Report the count of lines containing the word "that" in the entries below, and nothing more.
* Begin Material *
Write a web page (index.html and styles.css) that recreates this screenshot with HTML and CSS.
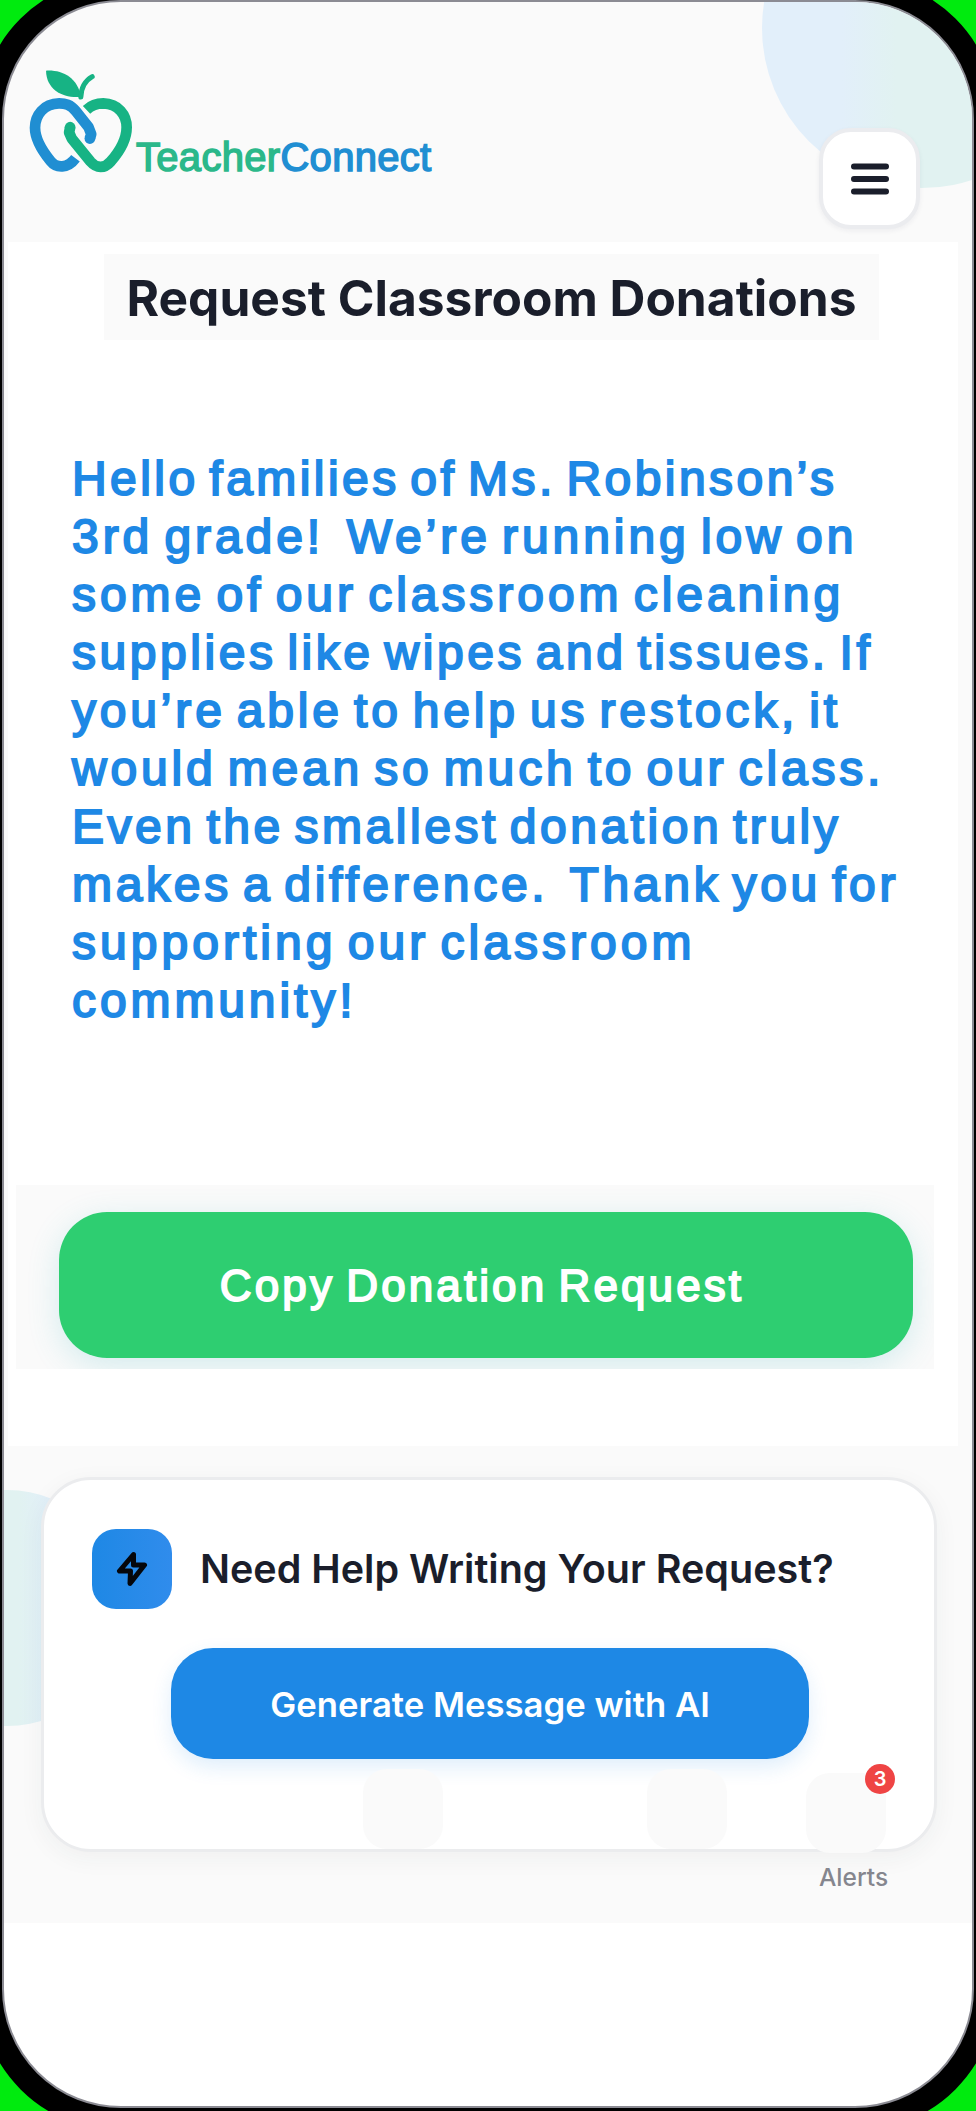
FILE: index.html
```
<!DOCTYPE html>
<html lang="en">
  <head>
    <meta charset="UTF-8" />
    <meta name="viewport" content="width=device-width, initial-scale=1.0" />
    <title>TeacherConnect</title>
    <link rel="stylesheet" href="styles.css">
  </head>

  <body>
    <div class="phone">
      <div class="screen">
        <div class="circle circle-top"></div>
        <div class="circle circle-left"></div>

        <header>
          <div class="logo">
            <svg class="apple" viewBox="80 205 320 320" fill="none" stroke-width="32">
              <path fill="#17b384" d="M137 213 C185 210 232 234 241 291 C190 296 138 272 137 213Z" />
              <path stroke="#17b384" stroke-width="15" stroke-linecap="round" d="M241 292 C242 264 254 243 275 231" />
              <path stroke="#208ed2" stroke-linejoin="round" d="M268 416 L272 403 L264 382 L226 334 C210 313 194 311 176 311 C130 312 104 346 104 384 C104 420 128 456 150 483 C168 506 202 506 225 475" />
              <circle cx="268" cy="416" r="16" fill="#208ed2" />
              <path stroke="#17b384" stroke-linejoin="round" d="M258 330 C275 314 293 311 308 311 C353 312 378 345 378 382 C378 420 352 460 330 485 C312 506 288 506 270 485 L214 416 L206 398 L209 382" />
              <circle cx="209" cy="382" r="16" fill="#17b384" />
            </svg>
            <span class="brand">Teacher<b>Connect</b></span>
          </div>
          <button class="menu">
            <svg viewBox="0 0 38 32" stroke="#1a1e2b" stroke-width="6" stroke-linecap="round">
              <path d="M3 3.500H35M3 16H35M3 28.500H35" />
            </svg>
          </button>
        </header>

        <main>
          <h1>Request Classroom Donations</h1>
          <p class="message">
            <span>Hello families of Ms. Robinson’s</span>
            <span>3rd grade!&nbsp; We’re running low on</span>
            <span>some of our classroom cleaning</span>
            <span>supplies like wipes and tissues. If</span>
            <span>you’re able to help us restock, it</span>
            <span>would mean so much to our class.</span>
            <span>Even the smallest donation truly</span>
            <span>makes a difference.&nbsp; Thank you for</span>
            <span>supporting our classroom</span>
            <span>community!</span>
          </p>
          <div class="copy-area">
            <button class="copy">Copy Donation Request</button>
          </div>
        </main>

        <section class="help">
          <article class="card">
            <div class="card-title">
              <div class="bolt">
                <svg viewBox="0 0 32 36" fill="none" stroke="#05070c" stroke-width="5" stroke-linejoin="round">
                  <path d="M17.500 3.500 L3.500 20 H14.500 L14 32.500 L28.500 14 H17.500 Z" />
                </svg>
              </div>
              <h2>Need Help Writing Your Request?</h2>
            </div>
            <button class="generate">Generate Message with AI</button>
          </article>
          <nav>
            <div class="tab"></div>
            <div class="tab"></div>
            <div class="tab alerts">
              <span class="badge">3</span>
              <span class="label">Alerts</span>
            </div>
          </nav>
        </section>
      </div>
    </div>
  </body>
</html>
```
FILE: styles.css
```
* {
  box-sizing: border-box;
}

body {
  margin: 0;
  height: 2111px;
  overflow: hidden;
  background-color: #00eb0e;
  font-family: Inter, "Liberation Sans", sans-serif;
}

h1,
h2,
p {
  margin: 0;
}

button {
  border: none;
  padding: 0;
  font-family: inherit;
}

/* the frame runs past the window on all sides */
.phone {
  width: 1018px;
  height: 2154px;
  margin: -23px 0 0 -21px;
  border: 23px solid #000;
  border-radius: 142px;
  background-color: #000;
}

.screen {
  position: relative;
  height: 2108px;
  border: 2px solid #8b8b93;
  border-radius: 119px;
  background: linear-gradient(#fafafa 1921px, white 1921px);
  overflow: hidden;
}

.circle {
  position: absolute;
  border-radius: 50%;
}

.circle-top {
  left: 758px;
  top: -134px;
  width: 320px;
  height: 320px;
  background: linear-gradient(90deg, #e2effa 25%, #e1f2f1 42%);
}

.circle-left {
  left: -115px;
  top: 1488px;
  width: 236px;
  height: 236px;
  background: linear-gradient(90deg, #e1f2f1 55%, #e2effa 70%);
}

header {
  display: flex;
  justify-content: space-between;
  height: 240px;
  padding: 66px 52px 0 23px;
}

.logo {
  display: flex;
  align-items: flex-start;
}

.apple {
  width: 107px;
  height: 107px;
}

.brand {
  position: relative;
  margin: 66px 0 0 2px;
  font: 40px/46px "Liberation Sans", sans-serif;
  letter-spacing: 0.3px;
  color: #2bb88a;
  -webkit-text-stroke: 1.5px;
}

.brand b {
  font-weight: normal;
  color: #208ed2;
}

.menu {
  position: relative;
  display: flex;
  align-items: center;
  justify-content: center;
  width: 101px;
  height: 101px;
  margin-top: 60px;
  border: 4px solid #ebecef;
  border-radius: 32px;
  background-color: white;
  box-shadow: 0 2px 5px rgba(30, 40, 60, 0.06);
}

.menu svg {
  width: 38px;
  height: 32px;
}

main {
  height: 1204px;
  margin: 0 14px 0 4px;
  padding-top: 12px;
  background-color: white;
}

h1 {
  width: 775px;
  height: 86px;
  margin-left: 96px;
  background-color: #fafafa;
  color: #1a1e2b;
  font-size: 49.7px;
  font-weight: 700;
  line-height: 89px;
  text-align: center;
}

.message {
  margin: 110px 0 0 64px;
  color: #1e88e5;
  font: 48px/58px "Liberation Sans", sans-serif;
  word-spacing: -6px;
  white-space: nowrap;
  -webkit-text-stroke: 2px;
}

.message span {
  display: block;
}

.message span:nth-child(1) { letter-spacing: 3.44px; }
.message span:nth-child(2) { letter-spacing: 3.93px; }
.message span:nth-child(3) { letter-spacing: 3.95px; }
.message span:nth-child(4) { letter-spacing: 3.55px; }
.message span:nth-child(5) { letter-spacing: 3.82px; }
.message span:nth-child(6) { letter-spacing: 3.83px; }
.message span:nth-child(7) { letter-spacing: 3.53px; }
.message span:nth-child(8) { letter-spacing: 3.7px; }
.message span:nth-child(9) { letter-spacing: 4.02px; }
.message span:nth-child(10) { letter-spacing: 3.9px; }

.copy-area {
  width: 918px;
  height: 184px;
  margin: 155px 0 0 8px;
  padding: 27px 20px 0 43px;
  background-color: #fafafa;
  overflow: hidden;
}

.copy {
  width: 854px;
  height: 146px;
  padding: 2px 8px 0 0;
  border-radius: 48px;
  background-color: #2ece71;
  box-shadow: 0 8px 32px rgba(60, 180, 190, 0.2);
  color: white;
  font: 44px "Liberation Sans", sans-serif;
  letter-spacing: 3.1px;
  word-spacing: -4px;
  -webkit-text-stroke: 1.8px;
}

.help {
  height: 478px;
  padding: 31px 0 0 37px;
}

.card {
  position: relative;
  width: 896px;
  height: 375px;
  padding: 49px 0 0 48px;
  border: 3px solid #ebecee;
  border-radius: 50px;
  background-color: white;
  box-shadow: 0 6px 24px rgba(30, 60, 60, 0.05);
}

.card-title {
  display: flex;
  align-items: center;
  gap: 28px;
}

.bolt {
  display: flex;
  align-items: center;
  justify-content: center;
  width: 80px;
  height: 80px;
  border-radius: 24px;
  background: linear-gradient(90deg, #1e88e5, #308cec);
}

.bolt svg {
  width: 32px;
  height: 36px;
}

h2 {
  color: #1a1e2b;
  font-size: 39.5px;
  font-weight: 600;
  white-space: nowrap;
}

.generate {
  width: 638px;
  height: 111px;
  margin: 39px 0 0 79px;
  border-radius: 42px;
  background-color: #1e88e5;
  box-shadow: 0 8px 20px rgba(30, 136, 229, 0.14);
  color: white;
  font-size: 34.7px;
  font-weight: 600;
}

/* the tab row lies over the lower edge of the card */
nav {
  position: relative;
  display: flex;
  margin: -83px 0 0 322px;
}

.tab {
  width: 80px;
  height: 80px;
  margin-right: 204px;
  border-radius: 24px;
  background-color: #fafafa;
}

.alerts {
  position: relative;
  margin: 4px 0 0 -125px;
}

.badge {
  position: absolute;
  left: 59px;
  top: -9px;
  width: 30px;
  height: 30px;
  border-radius: 50%;
  background-color: #ef4444;
  color: white;
  font-size: 20px;
  font-weight: 600;
  line-height: 31px;
  text-align: center;
}

.label {
  position: absolute;
  left: 13px;
  top: 89px;
  color: #85868e;
  font-size: 24.5px;
  font-weight: 500;
}
```
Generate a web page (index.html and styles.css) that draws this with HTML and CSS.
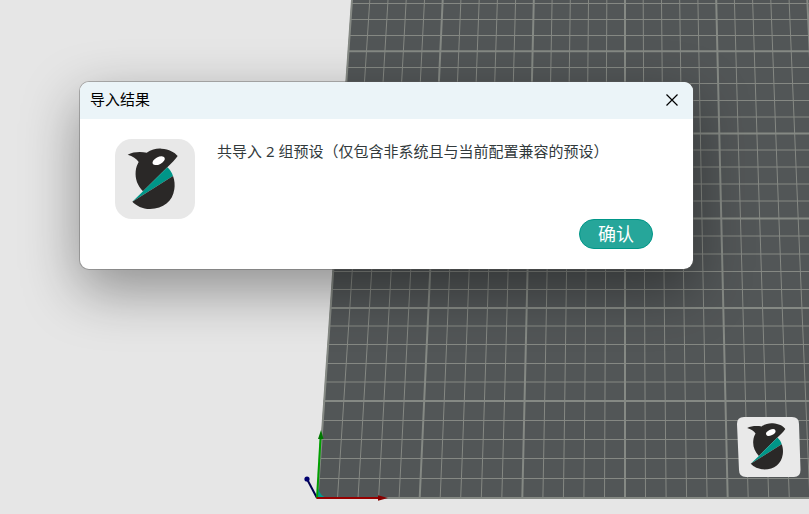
* End Material *
In response: 2